Karin Bubaš began exhibiting her photographic artwork in 1997. Her work was included in several group shows including after photography curated by Vancouver photographer Roy Arden. Bubaš' first solo exhibition, Happy Friday Night, was held at Vancouver's Artspeak Gallery in 1999. Her next major series of work, Leon's Palace, was completed in 2001 and depicts images from a Vancouver crack house. Works from Leon's Palace are owned by the Vancouver Art Gallery as well as noted Canadian writer and artist Douglas Coupland, who included images from the series in his 2002 book Souvenir of Canada.

From 2003 to the present, Bubaš' most widely recognized bodies of photographic work include Ivy House, featuring images from the interior of a Victorian English row house shortly after the owner had died; Studies in Landscape and Wardrobe, a long-running series featuring costumed and staged female figures in park-like settings; and Colour Field, a series that includes both photographs and paintings and explores the relationship between the two mediums.
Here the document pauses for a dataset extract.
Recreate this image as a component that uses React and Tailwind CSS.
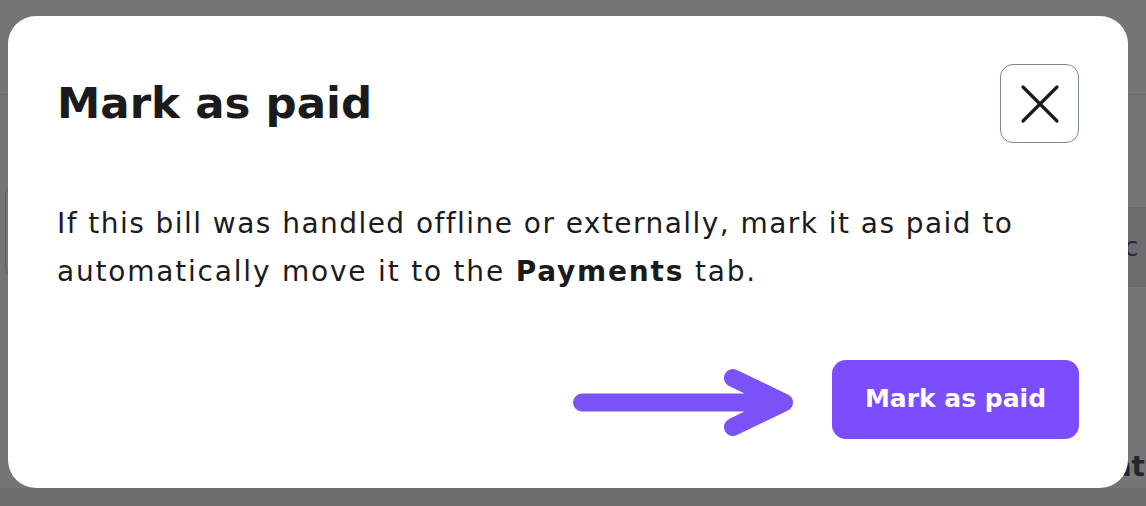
function ArrowGraphic() {
    return (
        <svg width="222" height="80" viewBox="0 0 222 80" className="shrink-0">
            <path
                d="M10 43.5 H205 M161 19 L212 43.5 L161 68"
                fill="none"
                stroke="#7b52f8"
                strokeWidth="18"
                strokeLinecap="round"
                strokeLinejoin="round"
            />
        </svg>
    );
}

function CloseIcon() {
    return (
        <svg width="40" height="40" viewBox="0 0 40 40">
            <path d="M3 3 L37 37 M37 3 L3 37" stroke="#1b1b1d" strokeWidth="3.2" strokeLinecap="round" />
        </svg>
    );
}

export default function App() {
    return (
        <div className="relative h-[506px] w-full overflow-hidden bg-[#757577] font-['DejaVu_Sans',sans-serif]">
            {/* page behind the overlay */}
            <div className="absolute left-0 right-0 top-[94px] h-px bg-[#6a6a6c]" />
            <div className="absolute left-[5px] top-[186px] h-[90px] w-[22px] rounded-lg border border-[#5f6065]" />
            <div className="absolute right-0 top-[207px] flex h-[80px] w-[40px] items-center bg-[#6c6c6e] pl-[2px] text-[26px] text-[#2a2b30]">
                ac
            </div>
            <div className="absolute right-[1px] top-[446px] text-[28px] font-bold text-[#25262b]">at</div>
            <div className="absolute bottom-0 left-0 right-0 h-[18px] bg-[#6d6d6f]" />

            {/* modal */}
            <div className="relative ml-2 mt-4 flex w-[1120px] flex-col rounded-[28px] bg-white px-[49px] pb-[49px] pt-[48px] text-[#1b1b1d]">
                <div className="flex items-center justify-between">
                    <h2 className="text-[43.5px] font-bold leading-none">Mark as paid</h2>
                    <button className="flex h-[79px] w-[79px] items-center justify-center rounded-[13px] border-[1.5px] border-[#7d8696] bg-white">
                        <CloseIcon />
                    </button>
                </div>
                <p className="mt-[57px] text-[28px] leading-[48px] tracking-[1.45px] text-[#1b1b1d]">
                    If this bill was handled offline or externally, mark it as paid to
                    <br />
                    <span className="tracking-[1.8px]">automatically move it to the </span>
                    <span className="font-bold tracking-[1.8px]">Payments</span>
                    <span className="tracking-[1.8px]"> tab.</span>
                </p>
                <div className="mt-[63px] flex items-center justify-end gap-[38px]">
                    <ArrowGraphic />
                    <button className="flex h-[79px] w-[247px] items-center justify-center rounded-[14px] bg-[#7b4dff] text-[25px] font-bold text-white">
                        Mark as paid
                    </button>
                </div>
            </div>
        </div>
    );
}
Works from Ivy House and Studies in Landscape and Wardrobe were included in Bubaš major solo exhibition A short history of subjects and objects, curated by Catherine Bedard and held at the Canadian Cultural Centre in Paris in 2008. In 2013, photographs by Bubaš were installed at a Vancouver SkyTrain station as part of Capture Photography Festival.

===The Hills===

In 2009 Bubaš created a series of pastel drawings entitled With Friends Like These... depicting characters from the MTV reality series The Hills including Lauren Conrad, Whitney Port, Heidi Montag, and others. The series was originally inspired by pastel works by Paul Cesar Helleu that depicted attractive and famous women in the high ranks of Paris society during the late 1800s. Images from With Friends Like These... were widely published and appeared in The New York Times, In Touch Weekly, Magenta Magazine, The Vancouver Sun, and on numerous blogs and websites. The works from this series were presented in a solo exhibition at the Charles H. Scott Gallery at Emily Carr University of Art and Design in 2009.

==Collections==
- Vancouver Art Gallery
- Glenbow Museum
- Morris and Helen Belkin Art Gallery

== Select exhibitions ==

- Pictures from Here, Vancouver Art Gallery (2017)
- Art School High, Gordon Smith Gallery, North Vancouver (2017)
- The Poetics of Space, Vancouver Art Gallery (2015)
- Scenes from the Paper Forest (solo), Evergreen Cultural Centre, Coquitlam (2014)
- Emily Carr and the Theatre of Transcendence, Vancouver Art Gallery (2012)
- With Friends Like These… (solo), Charles H. Scott Gallery, Vancouver (2009)
- The Tree: From the Sublime to the Social, curated and organized by the Vancouver Art Gallery (2008), and touring to the Evergreen Cultural Centre, Coquitlam (2009), Kamloops Art Gallery (2009), and Kelowna Art Gallery (2010)
- Home Theatre, SFU Galleries, Burnaby (2006)
- Happy Friday Night, (solo), Artspeak, Vancouver (1999)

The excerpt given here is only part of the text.